Regular readers of my blog will know that on the first Tuesday of the month , the Sunshine Rughookers meeting features a “show and tell” of the work and life of one of the members. January’s featured member was Marion Brumwell.
This is a friendship rug, and although hooked by a number of artists(including Marion), there is wonderful unity in the colour scheme.
Marion is first and foremost an embroidery artist, although she also loves rug hooking.
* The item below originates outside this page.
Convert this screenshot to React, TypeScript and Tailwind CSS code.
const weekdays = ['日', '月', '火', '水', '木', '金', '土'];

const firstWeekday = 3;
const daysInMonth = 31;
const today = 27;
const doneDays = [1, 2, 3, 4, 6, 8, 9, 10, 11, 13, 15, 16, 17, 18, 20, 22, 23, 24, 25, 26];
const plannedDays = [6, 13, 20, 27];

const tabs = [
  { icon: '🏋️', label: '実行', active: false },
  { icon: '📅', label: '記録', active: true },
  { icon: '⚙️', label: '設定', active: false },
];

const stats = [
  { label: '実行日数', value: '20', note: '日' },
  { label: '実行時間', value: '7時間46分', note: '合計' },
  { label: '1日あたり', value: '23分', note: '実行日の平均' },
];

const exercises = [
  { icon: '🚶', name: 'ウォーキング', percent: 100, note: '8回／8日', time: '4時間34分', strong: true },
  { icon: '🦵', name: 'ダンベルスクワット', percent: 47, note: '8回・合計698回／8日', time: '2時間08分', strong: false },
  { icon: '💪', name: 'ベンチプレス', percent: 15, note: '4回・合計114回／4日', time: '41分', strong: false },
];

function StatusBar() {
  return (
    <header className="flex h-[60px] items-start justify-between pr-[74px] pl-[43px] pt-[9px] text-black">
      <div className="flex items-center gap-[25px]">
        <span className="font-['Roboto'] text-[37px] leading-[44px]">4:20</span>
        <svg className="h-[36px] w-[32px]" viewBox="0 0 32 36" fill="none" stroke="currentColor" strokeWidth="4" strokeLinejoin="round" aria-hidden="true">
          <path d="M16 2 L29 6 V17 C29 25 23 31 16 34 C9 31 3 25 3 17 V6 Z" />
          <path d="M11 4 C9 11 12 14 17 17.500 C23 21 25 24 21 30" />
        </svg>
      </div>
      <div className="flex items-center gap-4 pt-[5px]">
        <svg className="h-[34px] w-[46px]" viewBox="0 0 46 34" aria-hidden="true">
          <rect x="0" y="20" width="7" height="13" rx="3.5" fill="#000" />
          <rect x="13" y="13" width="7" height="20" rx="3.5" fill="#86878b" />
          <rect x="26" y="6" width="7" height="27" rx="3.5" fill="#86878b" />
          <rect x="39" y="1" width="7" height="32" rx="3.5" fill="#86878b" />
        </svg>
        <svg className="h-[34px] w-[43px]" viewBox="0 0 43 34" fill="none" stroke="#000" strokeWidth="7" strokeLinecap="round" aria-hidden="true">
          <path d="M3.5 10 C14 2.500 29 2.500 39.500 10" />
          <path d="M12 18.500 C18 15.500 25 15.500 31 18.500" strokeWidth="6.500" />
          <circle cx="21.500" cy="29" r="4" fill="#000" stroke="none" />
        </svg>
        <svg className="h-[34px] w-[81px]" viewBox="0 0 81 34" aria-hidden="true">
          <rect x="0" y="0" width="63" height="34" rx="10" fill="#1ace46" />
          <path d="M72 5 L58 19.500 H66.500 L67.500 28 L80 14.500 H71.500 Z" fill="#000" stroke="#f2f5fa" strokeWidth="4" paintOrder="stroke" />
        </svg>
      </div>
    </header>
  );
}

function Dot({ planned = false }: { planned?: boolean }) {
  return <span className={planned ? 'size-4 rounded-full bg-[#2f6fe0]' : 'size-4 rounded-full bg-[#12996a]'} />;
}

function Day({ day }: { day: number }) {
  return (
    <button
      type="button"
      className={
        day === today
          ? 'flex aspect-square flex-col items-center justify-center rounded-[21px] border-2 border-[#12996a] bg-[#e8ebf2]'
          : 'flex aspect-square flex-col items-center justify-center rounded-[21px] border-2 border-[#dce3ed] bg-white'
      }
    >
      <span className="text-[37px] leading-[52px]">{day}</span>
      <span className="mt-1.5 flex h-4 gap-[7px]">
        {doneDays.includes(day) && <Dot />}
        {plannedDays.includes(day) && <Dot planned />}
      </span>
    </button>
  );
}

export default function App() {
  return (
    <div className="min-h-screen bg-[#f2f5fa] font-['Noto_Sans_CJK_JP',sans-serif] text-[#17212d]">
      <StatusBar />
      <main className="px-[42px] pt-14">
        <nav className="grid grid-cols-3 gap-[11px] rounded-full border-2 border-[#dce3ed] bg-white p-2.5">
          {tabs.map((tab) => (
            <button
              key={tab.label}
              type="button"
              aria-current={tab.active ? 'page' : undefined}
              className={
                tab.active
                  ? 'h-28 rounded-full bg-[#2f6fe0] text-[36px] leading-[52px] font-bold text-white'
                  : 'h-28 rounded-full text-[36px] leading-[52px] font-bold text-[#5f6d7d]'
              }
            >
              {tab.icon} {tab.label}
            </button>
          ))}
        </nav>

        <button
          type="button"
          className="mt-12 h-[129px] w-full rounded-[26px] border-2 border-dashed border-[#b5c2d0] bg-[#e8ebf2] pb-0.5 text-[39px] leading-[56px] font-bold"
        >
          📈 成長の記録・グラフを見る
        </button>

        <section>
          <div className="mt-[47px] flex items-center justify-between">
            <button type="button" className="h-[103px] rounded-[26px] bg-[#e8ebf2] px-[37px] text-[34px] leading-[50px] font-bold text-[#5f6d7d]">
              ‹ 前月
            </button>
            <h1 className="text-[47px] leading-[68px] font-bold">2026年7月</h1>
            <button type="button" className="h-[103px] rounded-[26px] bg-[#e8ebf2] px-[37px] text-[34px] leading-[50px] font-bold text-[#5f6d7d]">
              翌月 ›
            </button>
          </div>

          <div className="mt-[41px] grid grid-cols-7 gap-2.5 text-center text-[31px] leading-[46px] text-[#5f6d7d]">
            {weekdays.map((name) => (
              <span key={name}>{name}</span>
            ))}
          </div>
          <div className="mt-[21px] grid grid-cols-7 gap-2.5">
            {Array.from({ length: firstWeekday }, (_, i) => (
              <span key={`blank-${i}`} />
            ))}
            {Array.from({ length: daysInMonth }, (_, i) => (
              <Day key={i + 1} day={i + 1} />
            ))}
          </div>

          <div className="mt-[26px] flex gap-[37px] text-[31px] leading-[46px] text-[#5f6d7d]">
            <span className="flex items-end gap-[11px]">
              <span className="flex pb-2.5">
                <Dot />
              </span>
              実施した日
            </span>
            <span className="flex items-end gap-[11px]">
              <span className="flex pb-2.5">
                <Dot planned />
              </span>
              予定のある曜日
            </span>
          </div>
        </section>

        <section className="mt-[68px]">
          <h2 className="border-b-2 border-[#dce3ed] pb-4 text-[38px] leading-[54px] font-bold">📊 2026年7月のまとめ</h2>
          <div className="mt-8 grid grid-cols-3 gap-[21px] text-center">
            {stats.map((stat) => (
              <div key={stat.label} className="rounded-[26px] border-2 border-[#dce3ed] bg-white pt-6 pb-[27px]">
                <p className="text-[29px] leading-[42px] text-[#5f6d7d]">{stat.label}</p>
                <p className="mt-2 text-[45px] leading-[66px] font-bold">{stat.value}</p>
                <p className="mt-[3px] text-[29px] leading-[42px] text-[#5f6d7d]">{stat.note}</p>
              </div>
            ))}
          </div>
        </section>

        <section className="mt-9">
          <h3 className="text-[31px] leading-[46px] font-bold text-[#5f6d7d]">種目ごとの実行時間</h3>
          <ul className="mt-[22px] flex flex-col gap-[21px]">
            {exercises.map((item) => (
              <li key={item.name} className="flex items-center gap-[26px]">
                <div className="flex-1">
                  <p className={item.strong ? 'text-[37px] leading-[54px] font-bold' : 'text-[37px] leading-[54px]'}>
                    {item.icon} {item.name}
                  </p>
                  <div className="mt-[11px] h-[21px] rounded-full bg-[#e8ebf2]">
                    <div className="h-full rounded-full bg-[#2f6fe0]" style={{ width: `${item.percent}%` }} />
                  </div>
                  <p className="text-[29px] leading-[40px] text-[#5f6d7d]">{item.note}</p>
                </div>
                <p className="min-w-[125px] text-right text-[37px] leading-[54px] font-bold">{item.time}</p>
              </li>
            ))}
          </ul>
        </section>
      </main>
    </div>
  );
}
She explained that although the majority of her time is spent on the intricate and delicate historical forms of pulled work and embroidery, she knows that her eyes will eventually force her to give it up, and she will then have rughooking to fall back on.
We all like to see each hooker’s first rug….Marion’s was a German street scene done in latch hook.
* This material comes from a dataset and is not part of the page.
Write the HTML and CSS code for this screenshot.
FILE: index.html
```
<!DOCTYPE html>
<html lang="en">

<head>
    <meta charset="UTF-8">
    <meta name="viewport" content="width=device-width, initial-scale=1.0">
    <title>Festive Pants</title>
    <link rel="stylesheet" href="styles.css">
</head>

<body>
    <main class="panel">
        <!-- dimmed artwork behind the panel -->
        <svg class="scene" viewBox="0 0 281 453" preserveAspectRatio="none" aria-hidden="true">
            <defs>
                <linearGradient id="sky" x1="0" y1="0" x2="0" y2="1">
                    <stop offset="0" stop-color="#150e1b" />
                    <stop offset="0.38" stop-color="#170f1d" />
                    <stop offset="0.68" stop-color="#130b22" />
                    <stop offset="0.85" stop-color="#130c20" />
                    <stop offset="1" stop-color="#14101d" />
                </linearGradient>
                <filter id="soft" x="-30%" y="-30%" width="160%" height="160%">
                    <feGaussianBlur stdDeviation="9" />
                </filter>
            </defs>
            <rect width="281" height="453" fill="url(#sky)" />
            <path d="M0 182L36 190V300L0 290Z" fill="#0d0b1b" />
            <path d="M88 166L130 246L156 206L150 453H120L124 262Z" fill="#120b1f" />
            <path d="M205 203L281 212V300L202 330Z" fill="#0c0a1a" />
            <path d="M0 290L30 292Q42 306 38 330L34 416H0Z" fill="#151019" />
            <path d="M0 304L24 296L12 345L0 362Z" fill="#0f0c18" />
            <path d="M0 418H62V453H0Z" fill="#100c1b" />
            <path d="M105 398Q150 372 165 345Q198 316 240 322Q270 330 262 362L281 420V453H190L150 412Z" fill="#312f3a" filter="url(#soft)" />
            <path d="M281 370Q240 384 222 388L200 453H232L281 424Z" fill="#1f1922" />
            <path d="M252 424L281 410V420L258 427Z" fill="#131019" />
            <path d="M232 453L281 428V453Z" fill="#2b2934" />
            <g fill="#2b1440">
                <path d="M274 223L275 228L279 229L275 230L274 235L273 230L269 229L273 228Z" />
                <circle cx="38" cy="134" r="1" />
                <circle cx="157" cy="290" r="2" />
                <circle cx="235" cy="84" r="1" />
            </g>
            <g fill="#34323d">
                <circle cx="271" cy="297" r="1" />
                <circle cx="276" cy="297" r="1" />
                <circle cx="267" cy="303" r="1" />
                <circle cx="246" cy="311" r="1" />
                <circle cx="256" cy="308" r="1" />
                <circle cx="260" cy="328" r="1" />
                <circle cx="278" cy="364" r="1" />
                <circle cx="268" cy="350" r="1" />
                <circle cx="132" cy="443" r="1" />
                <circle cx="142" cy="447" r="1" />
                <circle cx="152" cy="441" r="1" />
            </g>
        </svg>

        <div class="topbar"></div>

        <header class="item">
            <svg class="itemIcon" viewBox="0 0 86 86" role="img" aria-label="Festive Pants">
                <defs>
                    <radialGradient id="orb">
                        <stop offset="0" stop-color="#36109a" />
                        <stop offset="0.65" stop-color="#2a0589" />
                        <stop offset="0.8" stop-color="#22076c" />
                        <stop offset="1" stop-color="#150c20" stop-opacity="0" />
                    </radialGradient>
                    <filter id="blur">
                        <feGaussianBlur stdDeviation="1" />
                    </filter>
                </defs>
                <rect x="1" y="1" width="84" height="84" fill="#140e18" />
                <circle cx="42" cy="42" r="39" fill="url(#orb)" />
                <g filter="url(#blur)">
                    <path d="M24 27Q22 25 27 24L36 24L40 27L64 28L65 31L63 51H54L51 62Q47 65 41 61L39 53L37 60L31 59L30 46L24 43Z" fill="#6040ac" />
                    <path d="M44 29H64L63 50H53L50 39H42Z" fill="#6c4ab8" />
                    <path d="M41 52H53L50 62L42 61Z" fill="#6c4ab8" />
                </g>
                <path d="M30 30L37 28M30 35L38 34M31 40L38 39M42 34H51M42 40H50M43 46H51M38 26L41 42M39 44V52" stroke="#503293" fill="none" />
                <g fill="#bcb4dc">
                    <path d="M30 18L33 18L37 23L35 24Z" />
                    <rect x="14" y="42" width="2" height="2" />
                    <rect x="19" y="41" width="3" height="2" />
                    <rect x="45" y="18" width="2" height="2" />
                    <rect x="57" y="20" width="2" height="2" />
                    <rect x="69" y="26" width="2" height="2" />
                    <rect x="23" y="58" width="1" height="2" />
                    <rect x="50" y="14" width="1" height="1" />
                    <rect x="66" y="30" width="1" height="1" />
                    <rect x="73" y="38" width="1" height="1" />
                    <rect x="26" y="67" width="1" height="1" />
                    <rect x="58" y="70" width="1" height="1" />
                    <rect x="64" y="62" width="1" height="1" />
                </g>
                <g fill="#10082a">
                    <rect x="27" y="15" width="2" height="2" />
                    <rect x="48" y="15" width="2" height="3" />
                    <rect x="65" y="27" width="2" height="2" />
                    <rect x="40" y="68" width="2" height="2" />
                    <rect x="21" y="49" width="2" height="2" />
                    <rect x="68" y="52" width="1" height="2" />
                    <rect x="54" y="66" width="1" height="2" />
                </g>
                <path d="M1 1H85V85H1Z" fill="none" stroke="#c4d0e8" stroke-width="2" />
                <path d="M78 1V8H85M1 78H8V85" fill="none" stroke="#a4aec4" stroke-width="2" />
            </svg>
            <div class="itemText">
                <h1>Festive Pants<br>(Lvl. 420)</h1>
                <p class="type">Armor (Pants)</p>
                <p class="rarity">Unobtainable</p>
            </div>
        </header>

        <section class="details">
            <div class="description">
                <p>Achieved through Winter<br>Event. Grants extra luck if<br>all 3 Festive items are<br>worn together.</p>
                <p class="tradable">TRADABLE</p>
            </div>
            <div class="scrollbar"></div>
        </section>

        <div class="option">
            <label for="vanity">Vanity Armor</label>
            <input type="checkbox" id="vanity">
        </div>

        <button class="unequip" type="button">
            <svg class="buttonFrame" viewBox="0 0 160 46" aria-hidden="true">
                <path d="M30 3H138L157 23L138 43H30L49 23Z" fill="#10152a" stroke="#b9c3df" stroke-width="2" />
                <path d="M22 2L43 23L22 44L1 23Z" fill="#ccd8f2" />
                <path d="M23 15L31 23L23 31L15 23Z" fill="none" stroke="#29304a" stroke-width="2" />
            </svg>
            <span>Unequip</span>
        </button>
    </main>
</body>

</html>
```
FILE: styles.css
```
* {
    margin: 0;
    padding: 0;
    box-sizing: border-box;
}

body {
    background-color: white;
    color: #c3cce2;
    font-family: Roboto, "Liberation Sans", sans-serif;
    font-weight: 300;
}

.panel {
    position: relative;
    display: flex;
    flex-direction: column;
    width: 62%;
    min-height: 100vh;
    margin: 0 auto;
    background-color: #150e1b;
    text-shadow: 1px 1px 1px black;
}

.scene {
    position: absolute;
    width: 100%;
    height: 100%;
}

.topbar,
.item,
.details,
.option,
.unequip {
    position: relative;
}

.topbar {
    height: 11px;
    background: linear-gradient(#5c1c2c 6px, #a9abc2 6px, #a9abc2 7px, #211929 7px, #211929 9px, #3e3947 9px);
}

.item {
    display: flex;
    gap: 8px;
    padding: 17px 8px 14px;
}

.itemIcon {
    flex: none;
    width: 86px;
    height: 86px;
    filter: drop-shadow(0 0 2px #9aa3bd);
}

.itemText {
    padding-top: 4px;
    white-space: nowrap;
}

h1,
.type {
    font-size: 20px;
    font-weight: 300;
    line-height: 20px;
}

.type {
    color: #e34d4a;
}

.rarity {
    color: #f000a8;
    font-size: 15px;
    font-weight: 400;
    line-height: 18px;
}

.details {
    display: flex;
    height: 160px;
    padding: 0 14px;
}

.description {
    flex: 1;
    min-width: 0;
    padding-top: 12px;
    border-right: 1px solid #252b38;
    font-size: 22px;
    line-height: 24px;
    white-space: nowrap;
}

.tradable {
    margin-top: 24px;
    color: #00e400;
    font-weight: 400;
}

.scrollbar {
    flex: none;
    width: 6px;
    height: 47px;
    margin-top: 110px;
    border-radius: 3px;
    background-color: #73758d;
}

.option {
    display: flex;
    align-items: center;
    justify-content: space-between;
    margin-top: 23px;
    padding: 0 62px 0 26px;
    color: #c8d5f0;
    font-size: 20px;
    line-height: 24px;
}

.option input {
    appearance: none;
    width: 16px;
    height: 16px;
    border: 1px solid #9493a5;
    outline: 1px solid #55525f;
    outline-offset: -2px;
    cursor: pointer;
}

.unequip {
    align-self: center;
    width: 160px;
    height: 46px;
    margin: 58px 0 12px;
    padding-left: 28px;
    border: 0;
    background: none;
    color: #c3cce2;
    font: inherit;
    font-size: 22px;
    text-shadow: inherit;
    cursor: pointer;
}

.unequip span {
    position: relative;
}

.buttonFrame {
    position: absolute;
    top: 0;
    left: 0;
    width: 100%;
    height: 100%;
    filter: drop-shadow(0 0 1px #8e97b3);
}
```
She likes to do small pieces, mostly pillows, since she only hooks at meetings. I love the colours in these geraniums.
She designed this pillow at a workshop on fractors.
She showed mostly examples of her amazing embroidery. The intricacy and variety boggles my mind. (I can happily tackle a hooked piece that is huge….but I’m all thumbs even trying to thread a needle). Marion explained each of the various styles, and told us how they were done, but with the stress of the intervening time, I have to admit my memory is now sketchy….so I hope you’ll enjoy the photos, and forgive any errors on my part.
I think this is called white work. The threads are drawn out to create the spaces, then the design is worked by combining the remaining threads she has also done raised work on top of that. If you look carefully at the picture, you can see the 3 dimensional aspects of it.
The detail in this small portrait is amazing.
This is also raised work…this is quite tiny, and soooo intricate….done with gold threads.
I think this is a more in the style of embroidery that I have done with a variety of stitches.
The work in these last three photos simply took my breath away. They are so wonderfully tiny and detailed. This one is a needle case, again done with pulled white work. Each thread is counted and specific ones removed then the spaces knotted or tied to create the patterns
This was my favourite of all….a little sewing kit with needle case, pin cushion scissor holder, all of which fit into the beautiful box. It was so tiny and delicate, from where I was sitting, I couldn’t believe it was all embroidered, and had to get up for a closer look…it looked like a fine porcelin painting.
…another sewing kit…..which all fits into the little box. Marion’s skill and knowledge seemed unlimited. She is continually taking courses both online and by extensive travel… learning the historical methods of this wonderful work done in great variety of methods in a wide variety of countries….and she has taken this all up since retiring as a school administrator. I never cease to be amazed by the skills of our Sunshine members.